/bvf_encode

Encodes a directory of images into a BVF video

Primary LanguageRustGNU General Public License v3.0GPL-3.0

bvf_encode

Takes a directory of input images and outputs a video in a 1-bit colour format ("BVF") designed to be simple and easy to decode, for displaying on constrained hardware such as a graphing calculator.

BVF

Each frame is broken up into horizontal lines, the content of which are expressed as vectors from a start pixel to an end pixel preceded by a byte indicating the number of vectors, for example a blank line would be a 0 byte, and a black line would be: 1, 0, 127 where the image width is 128, meaning that there is one vector from the start of the line to the end of the line.
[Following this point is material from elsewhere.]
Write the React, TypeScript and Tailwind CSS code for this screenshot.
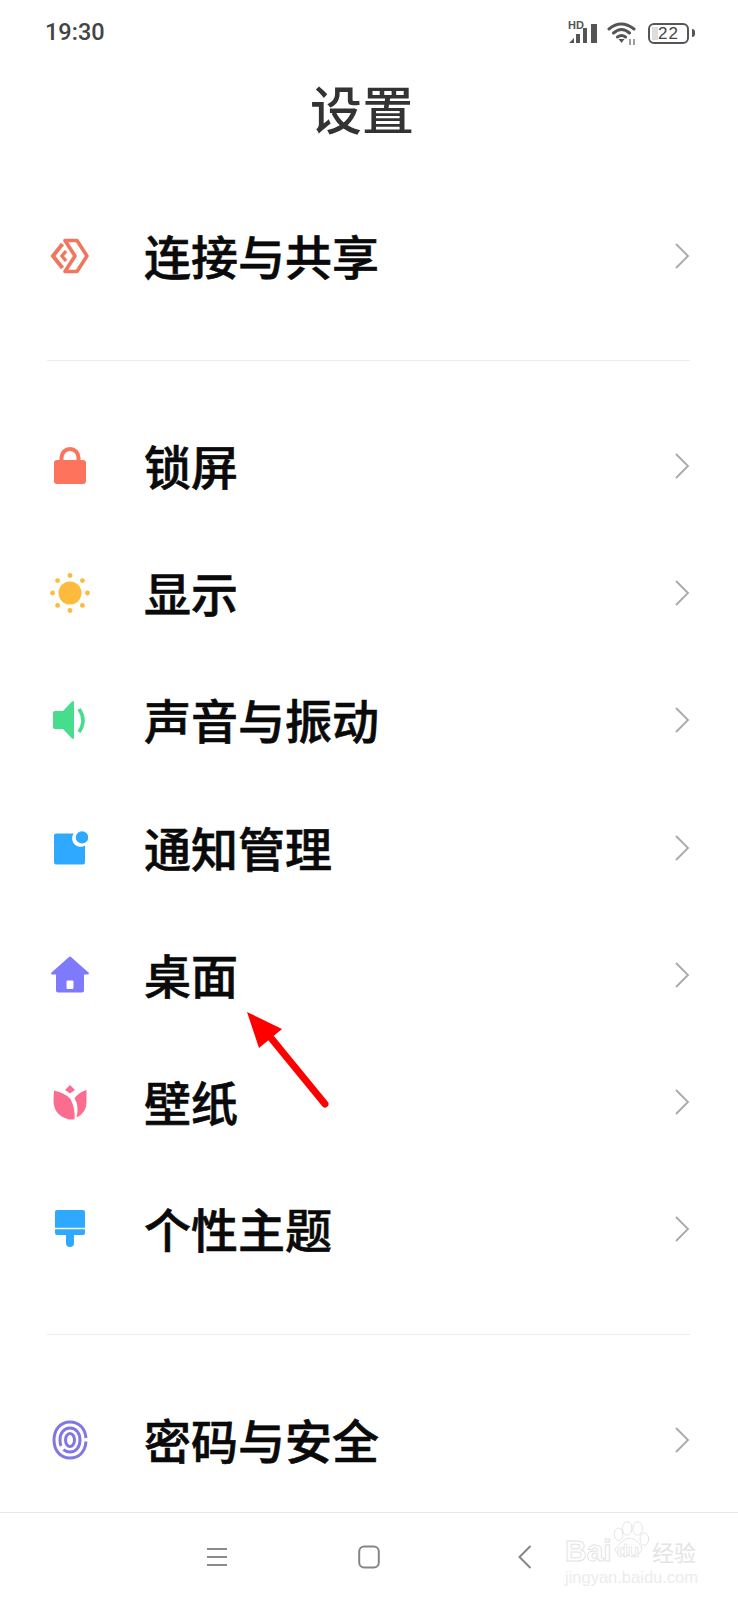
import type { ReactNode } from 'react';

const CJK = "font-['Noto_Sans_CJK_SC','Noto_Sans',sans-serif]";

function Chevron() {
  return (
    <svg width="16" height="28" viewBox="0 0 16 28" fill="none" className="shrink-0">
      <path d="M2 2 L14 14 L2 26" stroke="#a9a9a9" strokeWidth="1.8" />
    </svg>
  );
}

function Row({ icon, label }: { icon: ReactNode; label: string }) {
  return (
    <div className="flex items-center h-[127.2px] pl-[48px] pr-[48px]">
      <div className="w-[44px] h-[44px] flex items-center justify-center shrink-0">{icon}</div>
      <div className="ml-[52px] pb-[3px] flex-1 text-[47px] leading-none font-medium text-[#0a0a0a] [-webkit-text-stroke:0.6px_#0a0a0a]">{label}</div>
      <Chevron />
    </div>
  );
}

const ConnectIcon = (
  <svg width="40" height="36" viewBox="0 0 40 36" fill="none">
    <path d="M15 2.5 H27 L37 18 L27 33.5 H15 L25 18 Z" stroke="#f0775f" strokeWidth="3.6" strokeLinejoin="round" />
    <path d="M12.5 6 L3 18 L12.5 30" stroke="#f0775f" strokeWidth="4" />
    <path d="M16 13 L12 18 L16 23" stroke="#f0775f" strokeWidth="3.4" />
  </svg>
);

const LockIcon = (
  <svg width="34" height="38" viewBox="0 0 34 38" fill="none">
    <path d="M8.5 16 V10.5 a8.5 8.5 0 0 1 17 0 V16" stroke="#fd735c" strokeWidth="4" />
    <rect x="1" y="13" width="32" height="24" rx="3" fill="#fd735c" />
  </svg>
);

const SunIcon = (
  <svg width="40" height="40" viewBox="0 0 40 40" fill="#fcbb3c">
    <circle cx="20" cy="20" r="11.5" />
    <circle cx="20" cy="2.5" r="2.4" />
    <circle cx="20" cy="37.5" r="2.4" />
    <circle cx="2.5" cy="20" r="2.4" />
    <circle cx="37.5" cy="20" r="2.4" />
    <circle cx="7.6" cy="7.6" r="2.4" />
    <circle cx="32.4" cy="7.6" r="2.4" />
    <circle cx="7.6" cy="32.4" r="2.4" />
    <circle cx="32.4" cy="32.4" r="2.4" />
  </svg>
);

const SoundIcon = (
  <svg width="36" height="40" viewBox="0 0 36 40" fill="none">
    <path d="M3 11 H11 L20 1.5 Q22 0 22 3 V37 Q22 40 20 38.5 L11 29 H3 Q1 29 1 27 V13 Q1 11 3 11 Z" fill="#46de8d" />
    <path d="M27 9 Q35 20 27 32" stroke="#46de8d" strokeWidth="3.6" />
  </svg>
);

const NoticeIcon = (
  <svg width="36" height="36" viewBox="0 0 36 36">
    <path d="M4 3.5 H21.6 A8.5 8.5 0 0 0 33 15.6 V32 Q33 34.5 31 34.5 H4 Q2 34.5 2 32 V5.5 Q2 3.5 4 3.5 Z" fill="#2fa9ff" />
    <circle cx="30" cy="7.4" r="6.2" fill="#2fa9ff" />
  </svg>
);

const HomeIcon = (
  <svg width="38" height="38" viewBox="0 0 38 38">
    <path fillRule="evenodd" d="M18 1 Q19 0 20 1 L38 17 Q38 18.5 36.5 18.5 H33 V34.5 Q33 36.5 31 36.5 H7 Q5 36.5 5 34.5 V18.5 H1.5 Q0 18.5 0 17 Z M16.5 24.5 Q15.5 24.5 15.5 25.5 V32 Q15.5 33 16.5 33 H21.5 Q22.5 33 22.5 32 V25.5 Q22.5 24.5 21.5 24.5 Z" fill="#7f79fb" />
  </svg>
);

const TulipIcon = (
  <svg width="36" height="36" viewBox="0 0 36 36">
    <path d="M18 1 L23 6 L18 9.5 L13 6 Z" fill="#fb6d8f" />
    <path d="M2 6.5 Q13.5 9 18.5 15 Q23.5 25 22.5 35 Q19.5 36 15.5 35 Q1.5 31 1.5 16 Z" fill="#fb6d8f" />
    <path d="M34.5 6 V18 Q34.5 29 24.5 33.5 Q27.5 23 22.5 14 Q27.5 8 34.5 6 Z" fill="#fb6d8f" />
  </svg>
);

const BrushIcon = (
  <svg width="32" height="38" viewBox="0 0 32 38">
    <path d="M3 0 H29 Q31 0 31 2 V17.8 H1 V2 Q1 0 3 0 Z" fill="#2fa9ff" />
    <path d="M1 19.2 H31 V23 Q31 25 29 25 H20 V33 A4 4 0 0 1 12 33 V25 H3 Q1 25 1 23 Z" fill="#2fa9ff" />
  </svg>
);

const FingerprintIcon = (
  <svg width="36" height="40" viewBox="0 0 36 40" fill="none" stroke="#8077e4" strokeWidth="3">
    <path d="M34 18 C33 8 27 2 18 2 C8 2 2 10 2 20 C2 30 8 38 18 38 C27 38 33 32 34 21.5" />
    <path d="M9 26 C8 24 8 22 8 20 C8 13 12 8 18 8 C24 8 28 13 28 20 C28 27 24 32 18 32 C15.5 32 13 31 11.5 29.5" />
    <ellipse cx="18" cy="20" rx="4.5" ry="6.5" />
  </svg>
);

function StatusIcons() {
  return (
    <div className="flex items-center">
      <div className="relative w-[30px] h-[22px]">
        <span className="absolute left-0 top-[-2px] text-[11px] leading-[11px] font-bold text-[#555] font-['Liberation_Sans',sans-serif]">HD</span>
        <svg width="30" height="22" viewBox="0 0 30 22" className="absolute left-0 top-0">
          <path d="M1 21 L6 16 V21 Z M8 21 V12 H12 V21 Z M15 21 V6 H19 V21 Z M23 21 V2 H29 V21 Z" fill="#555" />
        </svg>
      </div>
      <svg width="30" height="24" viewBox="0 0 30 24" fill="none" className="ml-[9px]">
        <path d="M2 8 Q14 -2 27 8 M6.5 12 Q14.5 5 22.5 12 M10.5 16 Q14.5 13 18.5 16" stroke="#555" strokeWidth="3" strokeLinecap="round" />
        <path d="M11.5 18 H17.5 L14.5 22 Z" fill="#555" />
        <path d="M23 18 V24 M27 18 V24" stroke="#777" strokeWidth="1.4" />
      </svg>
      <div className="ml-[11px] relative w-[41px] h-[21px] shrink-0 border-[2.5px] border-[#555] rounded-[6px] flex items-center justify-center text-[17px] leading-none text-[#444] font-['Liberation_Sans',sans-serif]">
        <span className="absolute left-[2px] top-[2px] bottom-[2px] w-[6px] bg-[#ddd]" />
        <span className="relative tracking-[1px]">22</span>
      </div>
      <div className="ml-[3px] w-[3px] h-[8px] rounded-r-sm bg-[#555]" />
    </div>
  );
}

function Watermark() {
  return (
    <div className="absolute left-[565px] top-[1518px] w-[135px] h-[70px] font-['Liberation_Sans',sans-serif]">
      <svg width="42" height="38" viewBox="0 0 44 38" fill="none" stroke="#e2e2e2" strokeWidth="1" className="absolute left-[44px] top-[2px]">
        <ellipse cx="10" cy="14" rx="4.5" ry="6.5" />
        <ellipse cx="19" cy="8" rx="5" ry="7" />
        <ellipse cx="30" cy="8" rx="5" ry="7" />
        <ellipse cx="37" cy="19" rx="4.5" ry="6.5" />
        <path d="M6 30 Q11 23 16 20 Q24 15 31 23 Q37 29 32 34 Q24 38 14 35 Q8 35 6 30 Z" fill="#ffffff" />
      </svg>
      <span className="absolute left-0 top-[18px] text-[30px] leading-[30px] font-bold text-white [-webkit-text-stroke:1px_#e4e4e4]">Bai</span>
      <span className="absolute left-[52px] top-[24px] text-[18px] leading-[18px] font-bold text-white [-webkit-text-stroke:0.7px_#e2e2e2]">du</span>
      <span className={`absolute left-[87px] top-[21px] text-[22px] leading-[24px] whitespace-nowrap text-[#e4e4e4] ${CJK}`}>经验</span>
      <span className="absolute left-0 top-[49px] text-[16.5px] leading-[20px] whitespace-nowrap text-[#ececec]">jingyan.baidu.com</span>
    </div>
  );
}

export default function App() {
  return (
    <div className={`relative w-[738px] h-[1600px] overflow-hidden bg-white flex flex-col ${CJK}`}>
      <div className="h-[66px] flex items-center justify-between pl-[45px] pr-[43px] shrink-0">
        <span className="text-[23.5px] leading-none font-medium text-[#444] font-['Roboto',sans-serif]">19:30</span>
        <StatusIcons />
      </div>
      <div className="h-[84px] pr-[14px] flex items-center justify-center text-[52px] leading-none font-medium text-[#333] shrink-0">设置</div>
      <div className="h-[42px] shrink-0" />

      <Row icon={ConnectIcon} label="连接与共享" />
      <div className="ml-[47px] mr-[48px] mt-[41px] border-t border-[#ececec]" />
      <div className="h-[41.2px] shrink-0" />

      <Row icon={LockIcon} label="锁屏" />
      <Row icon={SunIcon} label="显示" />
      <Row icon={SoundIcon} label="声音与振动" />
      <Row icon={NoticeIcon} label="通知管理" />
      <Row icon={HomeIcon} label="桌面" />
      <Row icon={TulipIcon} label="壁纸" />
      <Row icon={BrushIcon} label="个性主题" />
      <div className="ml-[47px] mr-[48px] mt-[41px] border-t border-[#ececec]" />
      <div className="h-[41.4px] shrink-0" />

      <Row icon={FingerprintIcon} label="密码与安全" />

      <div className="mt-auto h-[88px] border-t border-[#e8e8e8] flex items-start shrink-0">
        <svg width="20" height="20" viewBox="0 0 20 20" fill="none" className="ml-[207px] mt-[34px]">
          <path d="M0 2 H20 M0 10 H20 M0 18 H20" stroke="#8a8a8a" strokeWidth="1.8" />
        </svg>
        <svg width="22" height="24" viewBox="0 0 22 24" fill="none" className="ml-[131px] mt-[32px]">
          <rect x="1.2" y="1.5" width="19.6" height="21" rx="5" stroke="#858585" strokeWidth="2" />
        </svg>
        <svg width="14" height="24" viewBox="0 0 14 24" fill="none" className="ml-[138px] mt-[32px]">
          <path d="M12.5 1 L1.5 12 L12.5 23" stroke="#858585" strokeWidth="2" />
        </svg>
      </div>

      <svg width="90" height="100" viewBox="0 0 90 100" fill="none" className="absolute left-[240px] top-[1008px]">
        <path d="M7 4 L42 21 L19 40 Z" fill="#fe0000" />
        <path d="M31 30 L85 96" stroke="#fe0000" strokeWidth="7" strokeLinecap="round" />
      </svg>

      <Watermark />
    </div>
  );
}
There are no separators indicating frames, when decoding this is inferred from the vertical resolution.

Metadata bytes (start of the file):

0 Frame rate
1 | Frame count (Little Endian)
2 |
3 |
4 |
5 Horizontal resolution
6 Vertical resolution
7+ <Lines>
...

Line bytes:

0 Number of vectors in the line
1 | <Vector>
2 |
...

Vector bytes:

0 Start pixel
1 End pixel

Usage

Images in the input directory must follow the format frame{n}.png. Outputs to output.bvf by default unless set with --output/-o.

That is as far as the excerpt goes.